Excerpted records ▸
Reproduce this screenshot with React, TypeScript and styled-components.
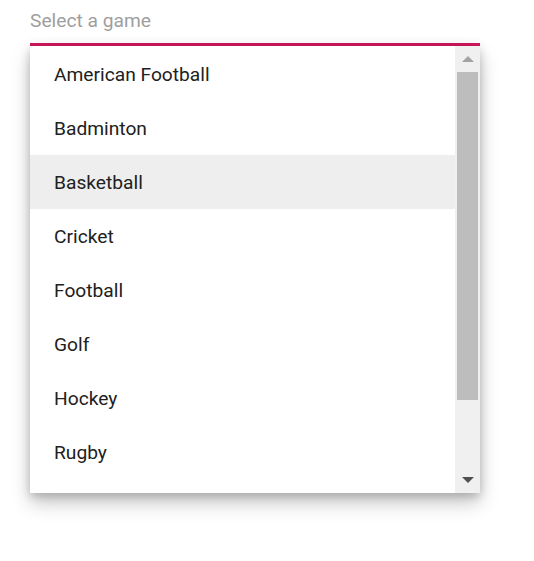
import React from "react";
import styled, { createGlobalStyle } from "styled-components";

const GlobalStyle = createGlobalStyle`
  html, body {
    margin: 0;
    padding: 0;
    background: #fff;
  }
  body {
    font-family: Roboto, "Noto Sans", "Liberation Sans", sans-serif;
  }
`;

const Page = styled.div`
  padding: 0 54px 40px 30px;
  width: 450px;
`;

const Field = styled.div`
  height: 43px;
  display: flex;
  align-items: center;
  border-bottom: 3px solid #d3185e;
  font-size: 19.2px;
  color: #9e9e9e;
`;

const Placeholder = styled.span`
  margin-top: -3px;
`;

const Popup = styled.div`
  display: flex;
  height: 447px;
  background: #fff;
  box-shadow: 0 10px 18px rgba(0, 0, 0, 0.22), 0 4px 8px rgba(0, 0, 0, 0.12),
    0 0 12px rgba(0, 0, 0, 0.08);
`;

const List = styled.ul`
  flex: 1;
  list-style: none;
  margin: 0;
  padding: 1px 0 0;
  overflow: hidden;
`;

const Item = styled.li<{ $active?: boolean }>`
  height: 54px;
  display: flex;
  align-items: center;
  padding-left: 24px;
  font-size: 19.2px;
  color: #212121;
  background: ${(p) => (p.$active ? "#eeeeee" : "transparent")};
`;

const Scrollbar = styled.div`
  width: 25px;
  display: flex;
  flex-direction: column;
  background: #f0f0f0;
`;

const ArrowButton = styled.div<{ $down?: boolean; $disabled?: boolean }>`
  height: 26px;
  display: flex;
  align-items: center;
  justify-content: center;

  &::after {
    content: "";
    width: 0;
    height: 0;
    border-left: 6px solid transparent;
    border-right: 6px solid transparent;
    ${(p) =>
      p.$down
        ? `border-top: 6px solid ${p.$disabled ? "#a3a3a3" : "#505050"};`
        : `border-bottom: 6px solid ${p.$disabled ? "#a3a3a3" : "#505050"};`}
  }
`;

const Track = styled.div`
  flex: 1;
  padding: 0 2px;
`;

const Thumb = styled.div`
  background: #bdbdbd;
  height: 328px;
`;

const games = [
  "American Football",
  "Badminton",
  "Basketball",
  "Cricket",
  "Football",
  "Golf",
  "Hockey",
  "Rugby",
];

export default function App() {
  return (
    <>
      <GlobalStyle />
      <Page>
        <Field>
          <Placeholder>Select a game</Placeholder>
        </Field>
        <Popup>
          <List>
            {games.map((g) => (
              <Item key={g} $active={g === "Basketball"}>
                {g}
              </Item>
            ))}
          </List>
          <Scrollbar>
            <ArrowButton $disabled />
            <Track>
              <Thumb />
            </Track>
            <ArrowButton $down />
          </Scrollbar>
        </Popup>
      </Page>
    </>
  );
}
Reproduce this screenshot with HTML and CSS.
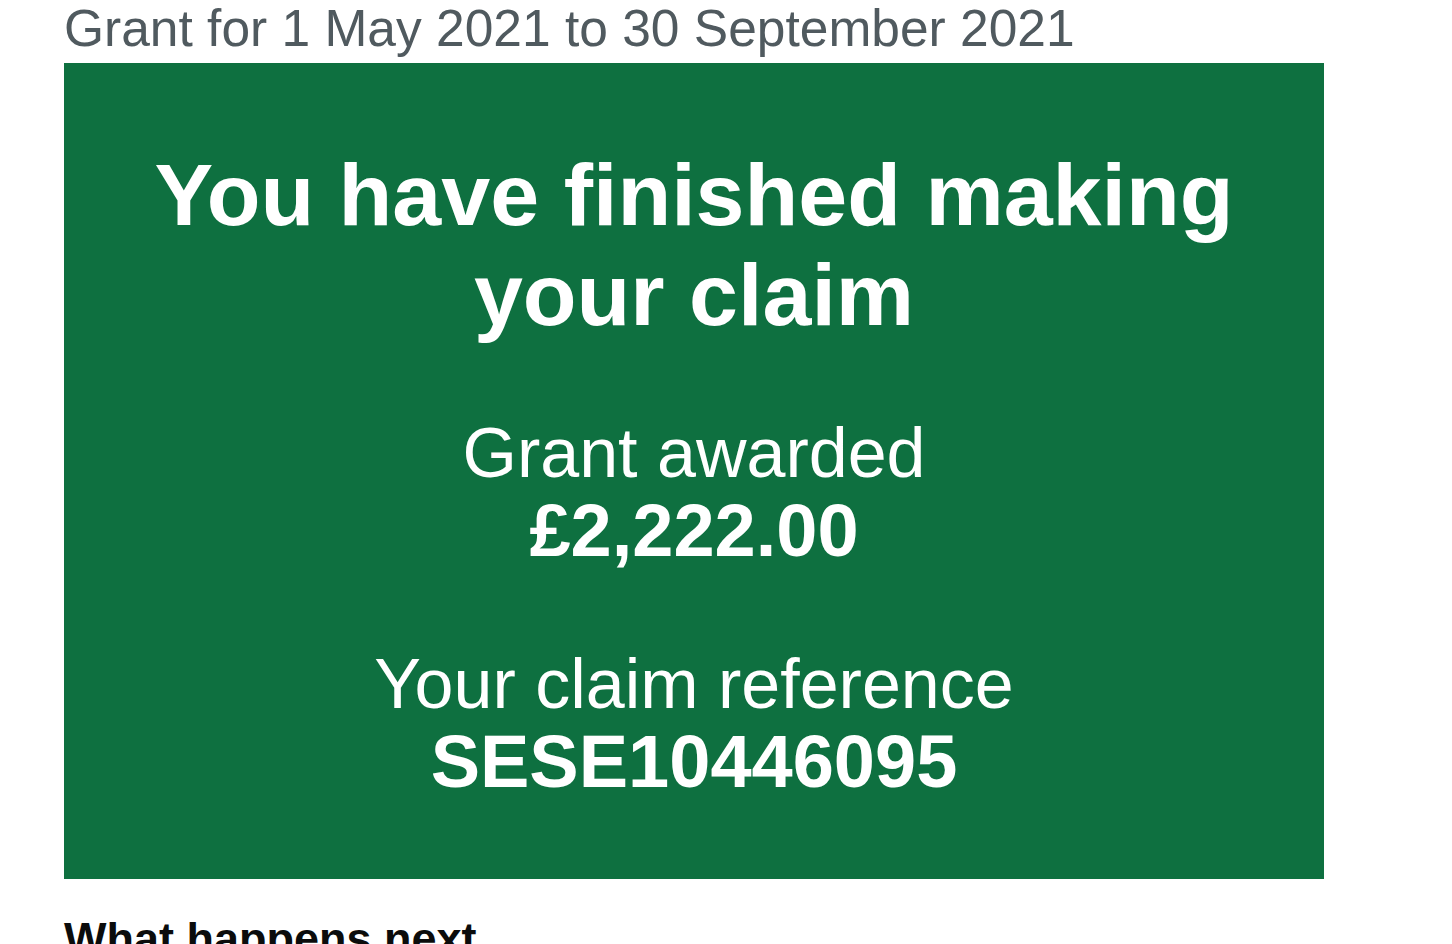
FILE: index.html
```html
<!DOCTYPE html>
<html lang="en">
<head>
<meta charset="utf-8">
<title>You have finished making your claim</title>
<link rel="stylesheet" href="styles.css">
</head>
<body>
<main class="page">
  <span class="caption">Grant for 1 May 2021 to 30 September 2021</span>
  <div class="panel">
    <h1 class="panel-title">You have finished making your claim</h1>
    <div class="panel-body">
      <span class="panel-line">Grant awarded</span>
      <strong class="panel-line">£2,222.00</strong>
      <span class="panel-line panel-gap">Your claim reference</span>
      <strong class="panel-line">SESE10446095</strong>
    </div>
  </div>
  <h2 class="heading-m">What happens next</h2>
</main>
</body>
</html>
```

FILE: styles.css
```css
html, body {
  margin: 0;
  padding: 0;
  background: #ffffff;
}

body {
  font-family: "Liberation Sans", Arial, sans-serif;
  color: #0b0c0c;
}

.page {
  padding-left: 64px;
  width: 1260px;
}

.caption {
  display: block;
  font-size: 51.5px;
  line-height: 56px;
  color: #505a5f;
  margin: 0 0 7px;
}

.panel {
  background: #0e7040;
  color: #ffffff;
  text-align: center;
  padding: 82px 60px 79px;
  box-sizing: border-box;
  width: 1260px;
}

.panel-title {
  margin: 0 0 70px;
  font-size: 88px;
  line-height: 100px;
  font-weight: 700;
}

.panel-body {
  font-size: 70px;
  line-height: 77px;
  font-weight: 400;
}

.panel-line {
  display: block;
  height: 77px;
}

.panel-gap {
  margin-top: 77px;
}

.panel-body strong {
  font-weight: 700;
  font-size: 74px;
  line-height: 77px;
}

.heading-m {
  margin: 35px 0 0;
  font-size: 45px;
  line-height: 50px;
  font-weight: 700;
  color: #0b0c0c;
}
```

Objective ▸ Select and copy every line of the material that holds the string "Reproduce".

Response to the task ▸
Reproduce this screenshot with React, TypeScript and styled-components.
Reproduce this screenshot with HTML and CSS.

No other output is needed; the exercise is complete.